大企業では、個人には発注できないという社内ルールがあることもよくありますので、個人事業主でなく会社を設立して法人格を取得しておくことが望ましいと言えます。
クライアントにとって、発注したプロジェクトをコンサルタントが期待する品質で期日までに完成できるのかは重要です。
立ち上がったばかりで実績も無い小さなコンサルティング会社や、一人で全てを行っている個人コンサルタントはクライアントに不安を与えます。
仮に提案書の内容が良くても、こうした信用面での不安があればクライアントは発注をしてくれません。
小規模な案件ばかり担当して成長が見込めない
上で述べてきた4つの要因の結果、独立したばかりのコンサルタントが大型の案件を受注する難易度は高いです。
従って、最低限の売上・利益を確保するためには、小規模な案件を数多くこなすことになります。
多数のクライアントで小さな案件をこなすことは、作業が分散して自分の経営資源を非効率に使うことにつながり、結果として、いつまでたっても核になる主要案件が確立できず、事業の成長が難しくなります。
こうした状況になると、日々細かな案件の仕事に追われて、独立前に期待したような、経済的なメリットや、自分の目指す働き方の実現は難しくなってしまいます。
可能であれば、独立時点で核になる安定的な仕事の目途は立てられていることが望ましいと言えます。
コンサルタントの独立で失敗を防ぐために必要なこと
ここまで説明してきたように、コンサルタントが独立する際には数多くの難題が待ち受けています。
難題をクリアできないと、独立しても安定的に収入を得ることができず、結果として短期間で廃業するといった失敗ケースになります。
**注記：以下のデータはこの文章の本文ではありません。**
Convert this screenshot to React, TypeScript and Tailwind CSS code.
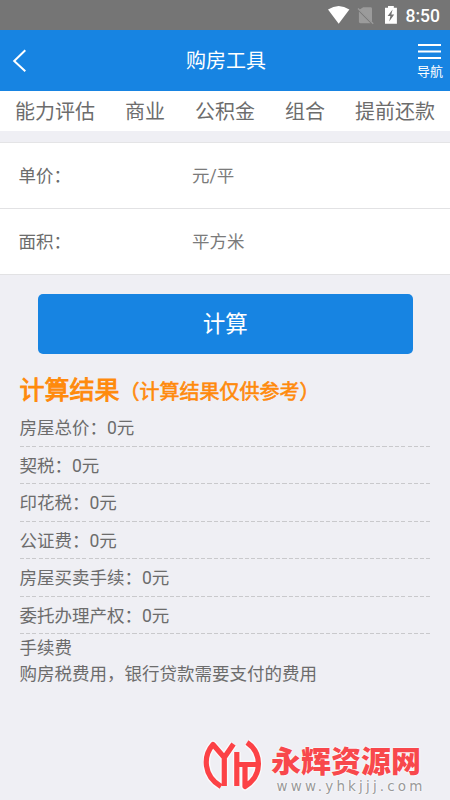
import { useState } from "react";

const tabs = ["能力评估", "商业", "公积金", "组合", "提前还款"];

const fields = [
  { label: "单价：", placeholder: "元/平" },
  { label: "面积：", placeholder: "平方米" },
];

const results = [
  { label: "房屋总价", value: 0 },
  { label: "契税", value: 0 },
  { label: "印花税", value: 0 },
  { label: "公证费", value: 0 },
  { label: "房屋买卖手续", value: 0 },
  { label: "委托办理产权", value: 0 },
];

function StatusBar() {
  return (
    <div className="flex h-[30px] items-center bg-[#757575] text-white">
      <svg className="ml-[327px] h-[30px] w-[72px]" viewBox="327 0 72 30">
        <path d="M328 9.6Q338.700 2.600 349.400 9.600L338.700 23.700Z" fill="#fff" />
        <path d="M363.200 7.200h7.400q1.400 0 1.400 1.400v13.500L359.300 9.700ZM358.900 11.500 370.600 23.200H360.300q-1.400 0-1.400-1.400Z" fill="#9b9b9b" />
        <path d="M358 8.500 373.200 23.700" stroke="#9b9b9b" strokeWidth="1.300" />
        <path d="M385 7.700h3V6h5.800v1.700h3.100v16H385Z" fill="#fff" />
        <path d="m392.600 9.500-5 6.500h2.800l-1.200 5.500 5-6.900h-2.900Z" fill="#757575" />
      </svg>
      <span className="ml-[6.5px] mt-[3px] font-['Roboto'] text-[17.5px] font-medium leading-none">
        8:50
      </span>
    </div>
  );
}

function Header() {
  return (
    <header className="grid h-[61px] grid-cols-[60px_1fr_60px] bg-[#1784e2] text-white">
      <button type="button" aria-label="返回" className="flex items-center pl-[12px]">
        <svg width="15" height="24" viewBox="0 0 15 24" fill="none">
          <path d="M13.300 1.200 2.200 12 13.300 22.300" stroke="#fff" strokeWidth="2" />
        </svg>
      </button>
      <h1 className="pl-[2px] text-center text-[20px] leading-[62px]">购房工具</h1>
      <button type="button" className="flex flex-col items-end pr-[7px] pt-[13px]">
        <svg className="mr-[2px]" width="23" height="17" viewBox="0 0 23 17">
          <path d="M0 2h23M0 8.500h23M0 15h23" stroke="#fff" strokeWidth="2" />
        </svg>
        <span className="mt-[4px] text-[13px] leading-[16px]">导航</span>
      </button>
    </header>
  );
}

function Watermark() {
  return (
    <div className="absolute bottom-0 left-[203px] flex h-[62px] w-[240px]">
      <svg width="60" height="62" viewBox="203 738 60 62" fill="none" strokeLinejoin="round">
        <g stroke="#fff" strokeOpacity=".7" strokeWidth="8">
          <path d="M221 786.500C203 776 203 756 213 744.500L224.300 757.500 233.500 744M224.300 757V786" />
          <path d="M247 742.500C262.500 753 262.500 776 245 786.500V764.500M236.800 752V786M237 764.500H257" />
        </g>
        <g stroke="#fc4246" strokeWidth="5.200">
          <path d="M221 786.500C203 776 203 756 213 744.500L224.300 757.500 233.500 744M224.300 757V786" />
          <path d="M247 742.500C262.500 753 262.500 776 245 786.500V764.500M236.800 752V786M237 764.500H257" />
        </g>
      </svg>
      <div className="ml-[8px] whitespace-nowrap pt-[5px]">
        <p className="text-[30px] font-black leading-[37px] text-[#f8484c] [text-shadow:0_0_2px_white,0_0_2px_white]">
          永辉资源网
        </p>
        <p className="ml-[5.5px] font-['DejaVu_Sans'] text-[13.5px] leading-[13px] tracking-[3.15px] text-[#999] [text-shadow:0_0_2px_white,0_0_2px_white]">
          www.yhkjjj.com
        </p>
      </div>
    </div>
  );
}

export default function App() {
  const [values, setValues] = useState<Record<string, string>>({});

  return (
    <div className="relative h-[800px] w-[450px] overflow-hidden bg-[#efeff4] font-['Roboto','Noto_Sans_CJK_SC',sans-serif] text-[17.5px] text-[#6c6c6c]">
      <StatusBar />
      <Header />

      <nav className="flex h-10 items-center justify-between bg-white px-[15px] text-[20px]">
        {tabs.map((tab) => (
          <a key={tab} className="whitespace-nowrap pt-[2px] leading-10">
            {tab}
          </a>
        ))}
      </nav>

      <div className="mt-[11px] border-t border-[#e4e4e6] bg-white">
        {fields.map((field) => (
          <label
            key={field.label}
            className="flex h-[66px] items-center border-b border-[#e2e2e4] pl-[18.5px] pt-[2px]"
          >
            <span className="w-[173.5px]">{field.label}</span>
            <input
              value={values[field.label] ?? ""}
              onChange={(event) =>
                setValues({ ...values, [field.label]: event.target.value })
              }
              placeholder={field.placeholder}
              className="w-[220px] bg-transparent outline-none placeholder:text-[#7b7b7b]"
            />
          </label>
        ))}
      </div>

      <button
        type="button"
        className="ml-[37.5px] mt-[19px] block h-[60px] w-[375.5px] rounded-[5px] bg-[#1784e2] pt-[2px] text-[22.5px] text-white"
      >
        计算
      </button>

      <section className="ml-[19.5px] mr-[19px] mt-[18px]">
        <h2 className="h-[37px] whitespace-nowrap text-[25px] font-normal leading-[38px] text-[#ff8a0c] [-webkit-text-stroke:0.9px_#ff8a0c]">
          计算结果
          <span className="text-[20px] [-webkit-text-stroke:0.6px_#ff8a0c]">
            （计算结果仅供参考）
          </span>
        </h2>
        <ul>
          {results.map((item) => (
            <li key={item.label} className="h-[37.5px] leading-[39px]">
              <div className="h-[36.5px]">
                {item.label}：{item.value}元
              </div>
              <div className="h-px bg-[repeating-linear-gradient(90deg,#c9c9cc_0_4px,transparent_4px_6.25px)]" />
            </li>
          ))}
        </ul>
        <div className="pt-px leading-[26.25px]">
          <p>手续费</p>
          <p>购房税费用，银行贷款需要支付的费用</p>
        </div>
      </section>

      <Watermark />
    </div>
  );
}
独立の際には、以下のような点について十分に検討し、準備する必要があります。
ニッチな分野で専門性や得意領域を活かす
独立後に自分が売りにしていく専門性は、できるだけニッチな分野のものであることが望ましいと言えます。
大手ファームが競合になるような、レッドオーシャンの分野をメインにしようとすれば、実績も無く、組織体制も弱い個人コンサルタントや小さなコンサルティングファームは価格を安くするくらいしか武器はありません。
いきなり競争相手がたくさんいる池(ビジネス分野)で大きな魚(受注)を狙いに行くよりも、競争相手のいない小さな池で小さな魚を安定的に釣り上げることから始める方が現実的です。
そのためにも、自分の専門分野は世の中にとってどのくらいの希少性があるのかを、客観的に把握しておくことが必要です。
顧客目線で分かりやすい説明を心がける
失敗例で挙げたように、個人コンサルタントや実績の少ない小さなコンサルティング会社の提案書は、クライアントに“色眼鏡”で見られてしまうリスクがあります。
クライアントにそうした不安を乗り越えてでも、採用したいと思ってもらえるような提案をすることが必要となります。
提案をする際には顧客目線で、個人・小さな会社だからこそできるような柔軟な対応や、きめ細やかな対応を提案することを意識しましょう。
その上で、分かりやすい説明を行い、個人コンサルタントしてのあなたの魅力をアピールするようにしましょう。
コミュニティ別に人脈を形成する
独立したコンサルタントの経営が軌道に乗るまでには、相応の時間がかかるケースが多いようです。
大きなハードルの一つは、案件を提案する機会を得ることです。
コンサルティングファームに所属している時に関係を構築していたクライアントがあるとしても、それだけで安定的にビジネスをしていくことは難しく、新しいクライアントを開拓することが必須です。
その意味で、様々なところに顔を出して人脈を形成していくことは重要です。
自分が売りにしていく専門分野に関係するコミュニティには積極的に参加して、人脈を形成することを心がけましょう。
知り合った人から直接発注が無くても、その人から紹介された人を通じてといったこともありますから、できるだけ人脈を広げておくことが重要になります。
たとえ低リスクな起業でも準備は必要
独立してコンサルタントとしてやっていけるまでには、様々なハードルがあります。
当面の間はプロジェクトを発注してくれそうなクライアントの目途がついている、所属していたコンサルティングファームから外部委託の仕事を得られそうといった、比較的リスクが低いケースでも、独立後に永続的に事業を行い、事業を成長させていくにはそのための準備が必要です。
独立した先輩コンサルタントがいれば、その人の話を聞いておくことも役に立ちます。
また、安定的に自力で案件獲得ができるようになるまでのサポート役として、フリーコンサルタントのマッチングサービスや紹介エージェントなどを活用することも考えておくと良いでしょう。
十分な準備を行い、独立コンサルタントとしの成功を目指して頑張って下さい。